Los espiritualismos modernos dividen el mundo y el hombre en dos series independientes, la material y la espiritual. Tan pronto aceptan como un hecho bruto la independencia de las dos series (paralelismo psicofisiológico), abandonando la materia a sus fatalidades, a condición de reservarse el derecho de legislar absolutamente en el reino del espíritu: la unión de los dos mundos queda entonces inexplicada; tan pronto niegan toda realidad al mundo material, hasta hacer de él sólo una apariencia del espíritu: la importancia de esta apariencia cobra entonces un carácter de paradoja.
Este esquema será roto desde el comienzo por el realismo personalista.

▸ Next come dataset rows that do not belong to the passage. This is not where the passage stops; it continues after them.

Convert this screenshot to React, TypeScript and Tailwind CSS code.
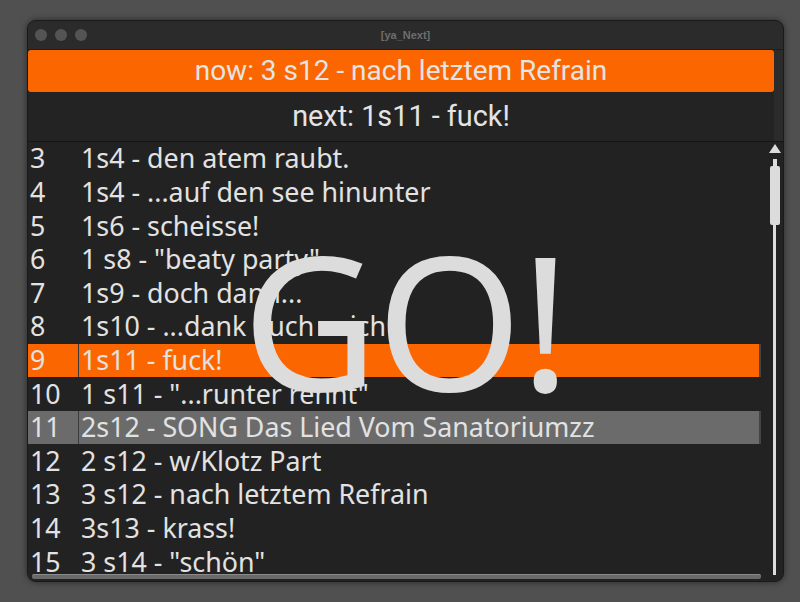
import React from "react";

const rows: { n: string; t: string; kind?: "orange" | "gray" }[] = [
  { n: "3", t: "1s4 - den atem raubt." },
  { n: "4", t: "1s4 - ...auf den see hinunter" },
  { n: "5", t: "1s6 - scheisse!" },
  { n: "6", t: '1 s8 - "beaty party"' },
  { n: "7", t: "1s9 - doch dann..." },
  { n: "8", t: "1s10 - ...dank auch - sich" },
  { n: "9", t: "1s11 - fuck!", kind: "orange" },
  { n: "10", t: '1 s11 - "...runter rennt"' },
  { n: "11", t: "2s12 - SONG Das Lied Vom Sanatoriumzz", kind: "gray" },
  { n: "12", t: "2 s12 - w/Klotz Part" },
  { n: "13", t: "3 s12 - nach letztem Refrain" },
  { n: "14", t: "3s13 - krass!" },
  { n: "15", t: '3 s14 - "schön"' },
];

export default function App() {
  return (
    <div className="w-[800px] h-[602px] bg-[#505050] pt-[20px] pl-[27px]" style={{ fontFamily: '"Noto Sans", sans-serif' }}>
      <div className="w-[757px] h-[562px] rounded-[9px] bg-[#2b2b2b] border border-[#1a1a1a] flex flex-col overflow-hidden shadow-[0_0_6px_rgba(0,0,0,0.5)]">
        {/* title bar */}
        <div className="h-[28px] relative flex items-center pl-[7px] gap-[8px] shrink-0">
          <div className="w-[12px] h-[12px] rounded-full bg-[#545454]" />
          <div className="w-[12px] h-[12px] rounded-full bg-[#545454]" />
          <div className="w-[12px] h-[12px] rounded-full bg-[#545454]" />
          <div className="absolute inset-0 flex items-center justify-center text-[11px] font-bold text-[#6e6e6e]" style={{ fontFamily: '"Liberation Sans", sans-serif' }}>
            [ya_Next]
          </div>
        </div>
        <div className="h-[1px] bg-[#1e1e1e] shrink-0" />
        {/* now bar */}
        <div className="h-[42px] shrink-0 mr-[9px] bg-[#fc6600] rounded-[3px] flex items-center justify-center text-[#e4e4e4] text-[28px] leading-none" style={{ fontFamily: "Roboto, sans-serif" }}>
          now: 3 s12 - nach letztem Refrain
        </div>
        <div className="h-[49px] shrink-0 flex">
          <div className="flex-1 mr-[9px] bg-[#232323] flex items-center justify-center text-[#e4e4e4] text-[28.8px] leading-none" style={{ fontFamily: "Roboto, sans-serif" }}>
            next: 1s11 - fuck!
          </div>
        </div>
        <div className="h-[1px] shrink-0 bg-[#151515]" />
        {/* list */}
        <div className="flex-1 min-h-0 flex bg-[#222222] relative">
          <div className="flex-1 flex flex-col min-h-0">
            <div className="flex-1 min-h-0 overflow-hidden flex flex-col pr-[4px]">
              {rows.map((r) => {
                const bg = r.kind === "orange" ? "bg-[#fc6600]" : r.kind === "gray" ? "bg-[#6b6b6b]" : "";
                return (
                  <div key={r.n} className={`h-[33.6px] shrink-0 flex items-center text-[26.8px] text-[#e2e2e2] leading-none ${bg}`}>
                    <div className={`w-[51px] pl-[2px] h-full flex items-center ${r.kind ? "border-r border-[#3a3a3a]" : ""}`}>{r.n}</div>
                    <div className={`flex-1 pl-[2px] h-full flex items-center ${r.kind ? "border-r-[2px] border-[#444]" : ""}`}>{r.t}</div>
                  </div>
                );
              })}
            </div>
            <div className="h-[5px] shrink-0 mx-[4px] mb-[2px] bg-[#6a6a6a] border-t border-[#8a8a8a] rounded-[2px]" />
          </div>
          {/* scrollbar */}
          <div className="w-[18px] relative flex flex-col items-center pt-[2px] pl-[1px]">
            <div className="w-0 h-0 border-l-[6px] border-r-[6px] border-b-[9px] border-l-transparent border-r-transparent border-b-[#dcdcdc]" />
            <div className="w-[4px] h-[7px] bg-[#dcdcdc] mt-[6px]" />
            <div className="w-[10px] h-[59px] bg-[#dcdcdc] rounded-[2px]" />
            <div className="w-[3px] flex-1 bg-[#dcdcdc] mb-[6px]" />
          </div>
          {/* GO overlay */}
          <div className="absolute left-[214px] top-[83px] text-[#dcdcdc] text-[187px] leading-none pointer-events-none tracking-[-2px]" style={{ fontFamily: '"Noto Sans", sans-serif' }}>
            GO!
          </div>
        </div>
      </div>
    </div>
  );
}
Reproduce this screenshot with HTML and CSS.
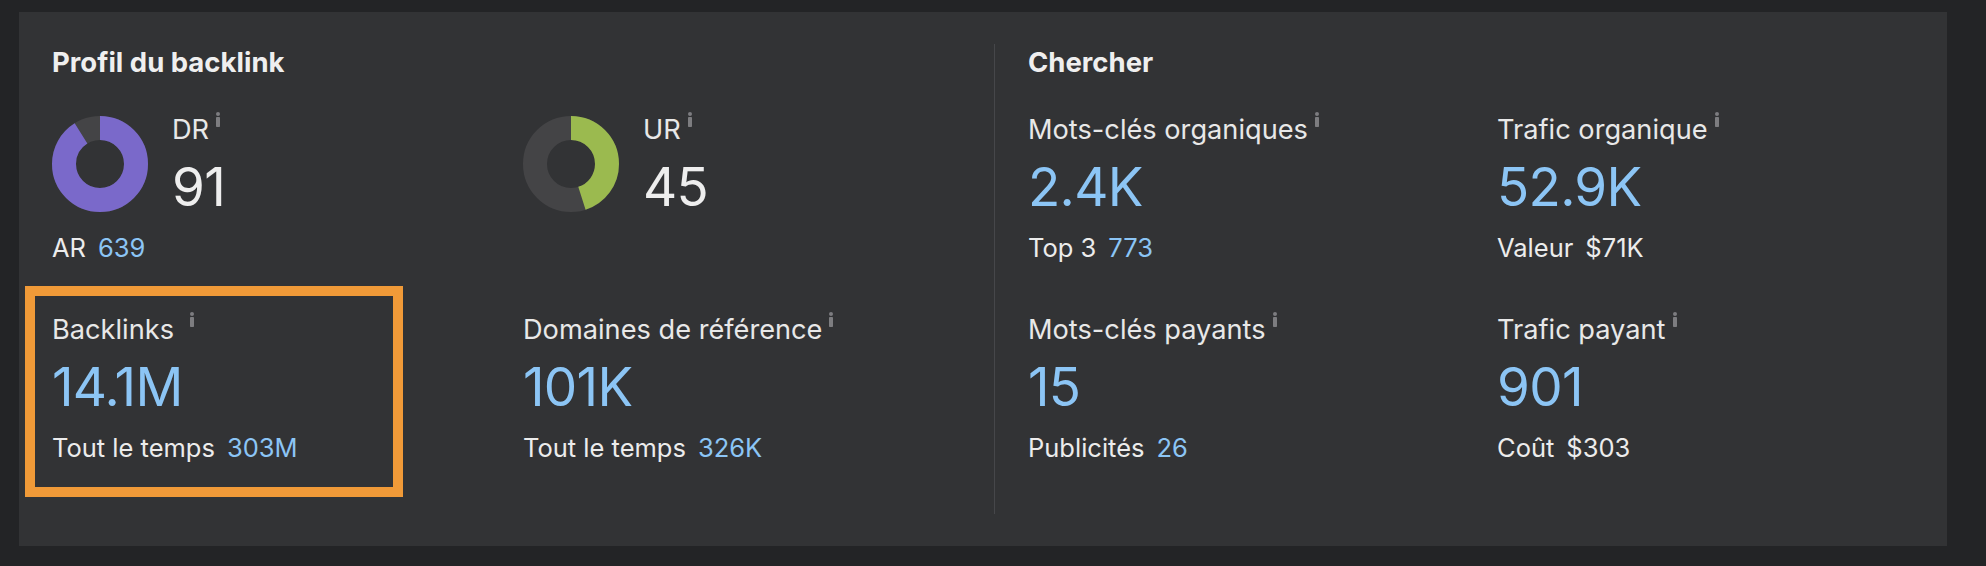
FILE: index.html
```html
<!DOCTYPE html>
<html lang="fr">
<head>
<meta charset="utf-8">
<title>Profil du backlink</title>
<link rel="stylesheet" href="styles.css">
</head>
<body>
<div class="panel">
  <section class="section section-left">
    <h2 class="title">Profil du backlink</h2>
    <div class="grid grid-left">
      <div class="cell">
        <div class="gauge">
          <svg class="donut" viewBox="0 0 96 96" width="96" height="96">
            <circle cx="48" cy="48" r="36" fill="none" stroke="#444446" stroke-width="24"/>
            <circle cx="48" cy="48" r="36" fill="none" stroke="#7a69ca" stroke-width="24" stroke-dasharray="205.84 226.19" transform="rotate(-90 48 48)"/>
          </svg>
          <div class="gauge-text">
            <div class="label">DR<svg class="info" viewBox="0 0 4 15" width="4" height="15"><rect x="0" y="0" width="4" height="4" rx="2"/><rect x="0" y="5" width="4" height="10" rx="0.8"/></svg></div>
            <div class="number">91</div>
          </div>
        </div>
        <div class="sub"><span>AR</span><span class="blue">639</span></div>
      </div>
      <div class="cell">
        <div class="gauge">
          <svg class="donut" viewBox="0 0 96 96" width="96" height="96">
            <circle cx="48" cy="48" r="36" fill="none" stroke="#444446" stroke-width="24"/>
            <circle cx="48" cy="48" r="36" fill="none" stroke="#9bba4f" stroke-width="24" stroke-dasharray="101.79 226.19" transform="rotate(-90 48 48)"/>
          </svg>
          <div class="gauge-text">
            <div class="label">UR<svg class="info" viewBox="0 0 4 15" width="4" height="15"><rect x="0" y="0" width="4" height="4" rx="2"/><rect x="0" y="5" width="4" height="10" rx="0.8"/></svg></div>
            <div class="number">45</div>
          </div>
        </div>
      </div>
      <div class="cell cell-highlight">
        <div class="label label-wide">Backlinks<svg class="info" viewBox="0 0 4 15" width="4" height="15"><rect x="0" y="0" width="4" height="4" rx="2"/><rect x="0" y="5" width="4" height="10" rx="0.8"/></svg></div>
        <div class="number blue">14.1M</div>
        <div class="sub"><span>Tout le temps</span><span class="blue">303M</span></div>
      </div>
      <div class="cell">
        <div class="label">Domaines de référence<svg class="info" viewBox="0 0 4 15" width="4" height="15"><rect x="0" y="0" width="4" height="4" rx="2"/><rect x="0" y="5" width="4" height="10" rx="0.8"/></svg></div>
        <div class="number blue">101K</div>
        <div class="sub"><span>Tout le temps</span><span class="blue">326K</span></div>
      </div>
    </div>
  </section>
  <section class="section section-right">
    <h2 class="title">Chercher</h2>
    <div class="grid grid-right">
      <div class="cell">
        <div class="label">Mots-clés organiques<svg class="info" viewBox="0 0 4 15" width="4" height="15"><rect x="0" y="0" width="4" height="4" rx="2"/><rect x="0" y="5" width="4" height="10" rx="0.8"/></svg></div>
        <div class="number blue">2.4K</div>
        <div class="sub"><span>Top 3</span><span class="blue">773</span></div>
      </div>
      <div class="cell">
        <div class="label">Trafic organique<svg class="info" viewBox="0 0 4 15" width="4" height="15"><rect x="0" y="0" width="4" height="4" rx="2"/><rect x="0" y="5" width="4" height="10" rx="0.8"/></svg></div>
        <div class="number blue">52.9K</div>
        <div class="sub"><span>Valeur</span><span>$71K</span></div>
      </div>
      <div class="cell">
        <div class="label">Mots-clés payants<svg class="info" viewBox="0 0 4 15" width="4" height="15"><rect x="0" y="0" width="4" height="4" rx="2"/><rect x="0" y="5" width="4" height="10" rx="0.8"/></svg></div>
        <div class="number blue">15</div>
        <div class="sub"><span>Publicités</span><span class="blue">26</span></div>
      </div>
      <div class="cell">
        <div class="label">Trafic payant<svg class="info" viewBox="0 0 4 15" width="4" height="15"><rect x="0" y="0" width="4" height="4" rx="2"/><rect x="0" y="5" width="4" height="10" rx="0.8"/></svg></div>
        <div class="number blue">901</div>
        <div class="sub"><span>Coût</span><span>$303</span></div>
      </div>
    </div>
  </section>
</div>
</body>
</html>
```

FILE: styles.css
```css
html, body {
  margin: 0;
  padding: 0;
  background: #232426;
}

body {
  font-family: Inter, "Noto Sans", "Liberation Sans", sans-serif;
  color: #ececec;
  padding: 12px 39px 20px 19px;
}

.panel {
  display: flex;
  background: #323335;
  padding: 32px 0 32px 33px;
}

.section {
  display: flex;
  flex-direction: column;
  height: 470px;
  box-sizing: border-box;
}

.section-left {
  width: 942px;
}

.section-right {
  flex: 1;
  border-left: 1px solid #46474a;
  padding-left: 33px;
}

.title {
  margin: 0 0 34px;
  font-size: 27.5px;
  line-height: 36px;
  font-weight: 700;
  color: #efefef;
}

.grid {
  display: grid;
  grid-auto-rows: 150px;
  row-gap: 50px;
}

.grid-left {
  grid-template-columns: 471px 471px;
}

.grid-right {
  grid-template-columns: 469px 1fr;
}

.cell {
  display: flex;
  flex-direction: column;
  align-items: flex-start;
}

.cell-highlight {
  position: relative;
}

.cell-highlight::before {
  content: "";
  position: absolute;
  left: -27px;
  top: -28px;
  width: 378px;
  height: 211px;
  box-sizing: border-box;
  border: 10px solid #f09a38;
  pointer-events: none;
}

.gauge {
  display: flex;
  align-items: flex-start;
  gap: 24px;
}

.donut {
  display: block;
  margin-top: 2px;
  flex: none;
}

.gauge-text {
  display: flex;
  flex-direction: column;
}

.label {
  display: flex;
  align-items: flex-start;
  gap: 7px;
  font-size: 27.2px;
  line-height: 32px;
  color: #e8e8e8;
  margin-bottom: 9px;
  white-space: nowrap;
}

.label-wide {
  gap: 16px;
}

.info {
  display: block;
  fill: #7d7d80;
  margin-top: -2px;
  flex: none;
}

.number {
  font-size: 53px;
  line-height: 64px;
  color: #eeeeee;
  margin-bottom: 13px;
  letter-spacing: -0.7px;
}

.sub {
  display: flex;
  gap: 12px;
  font-size: 25.5px;
  line-height: 32px;
  color: #ececec;
  white-space: nowrap;
}

.blue {
  color: #8cc5f5;
}
```
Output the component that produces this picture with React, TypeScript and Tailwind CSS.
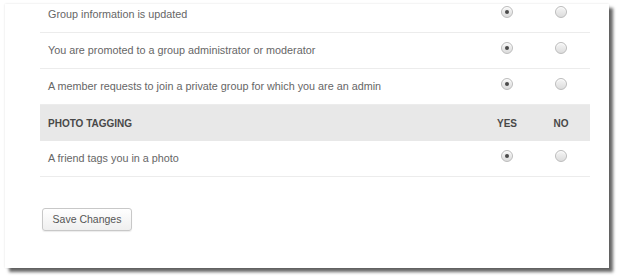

La persona inmersa en la naturaleza. El hombre, así como es espíritu, es también un cuerpo. Totalmente «cuerpo» y totalmente «espíritu». De sus instintos más primarios, comer, reproducirse, hace delicadas artes: la cocina, el arte de amar. Pero un dolor de cabeza detiene al gran filósofo, y san Juan de la Cruz, en sus éxtasis, vomitaba. Mis humores y mis ideas son modelados por el clima, la geografía, mi situación en la superficie de la tierra, mis herencias, y más allá, acaso, por el flujo masivo de los rayos cósmicos. A estas influencias se les añaden todavía las determinaciones psicológicas y colectivas posteriores. No hay en mí nada que no esté mezclado con tierra y con sangre. Algunas investigaciones han mostrado que las grandes religiones cambian por los mismos itinerarios que las grandes epidemias. ¿Por qué ofenderse por ello? Los pastores también tienen piernas, que son guiadas por los declives del terreno.